Task>
Your task is to transcribe all of the data below exactly, omitting the images.

☆ ☆ ☆ ☆

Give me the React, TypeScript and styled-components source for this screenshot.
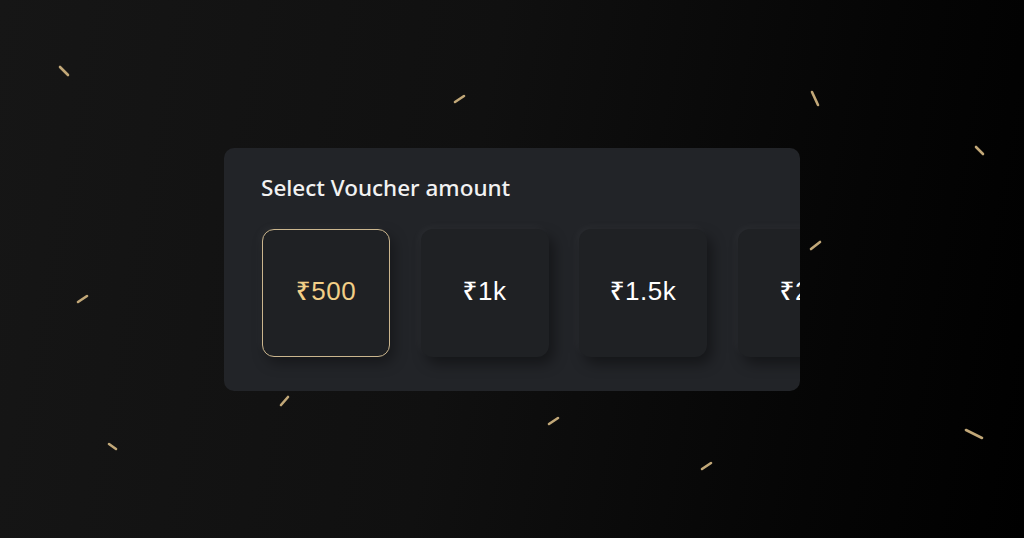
import React from 'react';
import styled, { createGlobalStyle } from 'styled-components';

const GlobalStyle = createGlobalStyle`
  html, body, #root {
    margin: 0;
    padding: 0;
    width: 100%;
    height: 100%;
  }
  body {
    background: #0b0b0b;
    font-family: "Noto Sans", "DejaVu Sans", sans-serif;
    overflow: hidden;
  }
`;

const Page = styled.div`
  position: relative;
  width: 1024px;
  height: 538px;
  display: flex;
  align-items: center;
  justify-content: center;
  background: linear-gradient(100deg, #161616 0%, #101010 45%, #050505 80%, #000 100%);
  overflow: hidden;
`;

const Confetti = styled.svg`
  position: absolute;
  inset: 0;
  pointer-events: none;
`;

const Card = styled.section`
  position: relative;
  width: 576px;
  height: 243px;
  box-sizing: border-box;
  padding: 26px 0 0 37px;
  background: #222428;
  border-radius: 10px;
  overflow: hidden;
  display: flex;
  flex-direction: column;
  gap: 28px;
`;

const Title = styled.h2`
  margin: 0;
  font-family: "Noto Sans", sans-serif;
  font-weight: 500;
  font-size: 22.5px;
  line-height: 27px;
  color: #f2f2f2;
`;

const Amounts = styled.div`
  display: flex;
  gap: 30.5px;
  padding-left: 1px;
`;

const Amount = styled.button<{ $active?: boolean }>`
  flex: 0 0 128px;
  height: 128px;
  box-sizing: border-box;
  display: flex;
  align-items: center;
  justify-content: center;
  border-radius: 12px;
  border: 1px solid ${({ $active }) => ($active ? '#cbb68e' : 'transparent')};
  background: #1f2124;
  box-shadow: ${({ $active }) =>
    $active
      ? '4px 6px 14px rgba(0, 0, 0, 0.35), -3px -3px 8px rgba(255, 255, 255, 0.03)'
      : '5px 7px 14px rgba(0, 0, 0, 0.4), -3px -3px 8px rgba(255, 255, 255, 0.035)'};
  color: ${({ $active }) => ($active ? '#f2cf87' : '#ffffff')};
  font-family: "Liberation Sans", "Noto Sans", sans-serif;
  font-size: 26px;
  font-weight: 500;
  letter-spacing: 0.5px;
  padding: 0 0 5px;
  cursor: pointer;
`;

const sticks = [
  { x1: 60, y1: 67, x2: 68, y2: 75 },
  { x1: 455, y1: 102, x2: 464, y2: 96 },
  { x1: 812, y1: 92, x2: 818, y2: 105 },
  { x1: 976, y1: 147, x2: 983, y2: 154 },
  { x1: 811, y1: 249, x2: 820, y2: 242 },
  { x1: 78, y1: 302, x2: 87, y2: 296 },
  { x1: 281, y1: 405, x2: 288, y2: 397 },
  { x1: 109, y1: 444, x2: 116, y2: 449 },
  { x1: 549, y1: 424, x2: 558, y2: 418 },
  { x1: 702, y1: 469, x2: 711, y2: 463 },
  { x1: 966, y1: 430, x2: 982, y2: 438 },
];

const amounts = ['₹500', '₹1k', '₹1.5k', '₹2k'];

const App: React.FC = () => {
  return (
    <>
      <GlobalStyle />
      <Page>
        <Confetti width="1024" height="538" viewBox="0 0 1024 538">
          {sticks.map((s, i) => (
            <line
              key={i}
              x1={s.x1}
              y1={s.y1}
              x2={s.x2}
              y2={s.y2}
              stroke="#c2a878"
              strokeWidth="2.6"
              strokeLinecap="round"
            />
          ))}
        </Confetti>
        <Card>
          <Title>Select Voucher amount</Title>
          <Amounts>
            {amounts.map((a, i) => (
              <Amount key={a} $active={i === 0}>
                {a}
              </Amount>
            ))}
          </Amounts>
        </Card>
      </Page>
    </>
  );
};

export default App;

☆ ☆ ☆ ☆

Correct result>
Give me the React, TypeScript and styled-components source for this screenshot.
import React from 'react';
import styled, { createGlobalStyle } from 'styled-components';

const GlobalStyle = createGlobalStyle`
  html, body, #root {
    margin: 0;
    padding: 0;
    width: 100%;
    height: 100%;
  }
  body {
    background: #0b0b0b;
    font-family: "Noto Sans", "DejaVu Sans", sans-serif;
    overflow: hidden;
  }
`;

const Page = styled.div`
  position: relative;
  width: 1024px;
  height: 538px;
  display: flex;
  align-items: center;
  justify-content: center;
  background: linear-gradient(100deg, #161616 0%, #101010 45%, #050505 80%, #000 100%);
  overflow: hidden;
`;

const Confetti = styled.svg`
  position: absolute;
  inset: 0;
  pointer-events: none;
`;

const Card = styled.section`
  position: relative;
  width: 576px;
  height: 243px;
  box-sizing: border-box;
  padding: 26px 0 0 37px;
  background: #222428;
  border-radius: 10px;
  overflow: hidden;
  display: flex;
  flex-direction: column;
  gap: 28px;
`;

const Title = styled.h2`
  margin: 0;
  font-family: "Noto Sans", sans-serif;
  font-weight: 500;
  font-size: 22.5px;
  line-height: 27px;
  color: #f2f2f2;
`;

const Amounts = styled.div`
  display: flex;
  gap: 30.5px;
  padding-left: 1px;
`;

const Amount = styled.button<{ $active?: boolean }>`
  flex: 0 0 128px;
  height: 128px;
  box-sizing: border-box;
  display: flex;
  align-items: center;
  justify-content: center;
  border-radius: 12px;
  border: 1px solid ${({ $active }) => ($active ? '#cbb68e' : 'transparent')};
  background: #1f2124;
  box-shadow: ${({ $active }) =>
    $active
      ? '4px 6px 14px rgba(0, 0, 0, 0.35), -3px -3px 8px rgba(255, 255, 255, 0.03)'
      : '5px 7px 14px rgba(0, 0, 0, 0.4), -3px -3px 8px rgba(255, 255, 255, 0.035)'};
  color: ${({ $active }) => ($active ? '#f2cf87' : '#ffffff')};
  font-family: "Liberation Sans", "Noto Sans", sans-serif;
  font-size: 26px;
  font-weight: 500;
  letter-spacing: 0.5px;
  padding: 0 0 5px;
  cursor: pointer;
`;

const sticks = [
  { x1: 60, y1: 67, x2: 68, y2: 75 },
  { x1: 455, y1: 102, x2: 464, y2: 96 },
  { x1: 812, y1: 92, x2: 818, y2: 105 },
  { x1: 976, y1: 147, x2: 983, y2: 154 },
  { x1: 811, y1: 249, x2: 820, y2: 242 },
  { x1: 78, y1: 302, x2: 87, y2: 296 },
  { x1: 281, y1: 405, x2: 288, y2: 397 },
  { x1: 109, y1: 444, x2: 116, y2: 449 },
  { x1: 549, y1: 424, x2: 558, y2: 418 },
  { x1: 702, y1: 469, x2: 711, y2: 463 },
  { x1: 966, y1: 430, x2: 982, y2: 438 },
];

const amounts = ['₹500', '₹1k', '₹1.5k', '₹2k'];

const App: React.FC = () => {
  return (
    <>
      <GlobalStyle />
      <Page>
        <Confetti width="1024" height="538" viewBox="0 0 1024 538">
          {sticks.map((s, i) => (
            <line
              key={i}
              x1={s.x1}
              y1={s.y1}
              x2={s.x2}
              y2={s.y2}
              stroke="#c2a878"
              strokeWidth="2.6"
              strokeLinecap="round"
            />
          ))}
        </Confetti>
        <Card>
          <Title>Select Voucher amount</Title>
          <Amounts>
            {amounts.map((a, i) => (
              <Amount key={a} $active={i === 0}>
                {a}
              </Amount>
            ))}
          </Amounts>
        </Card>
      </Page>
    </>
  );
};

export default App;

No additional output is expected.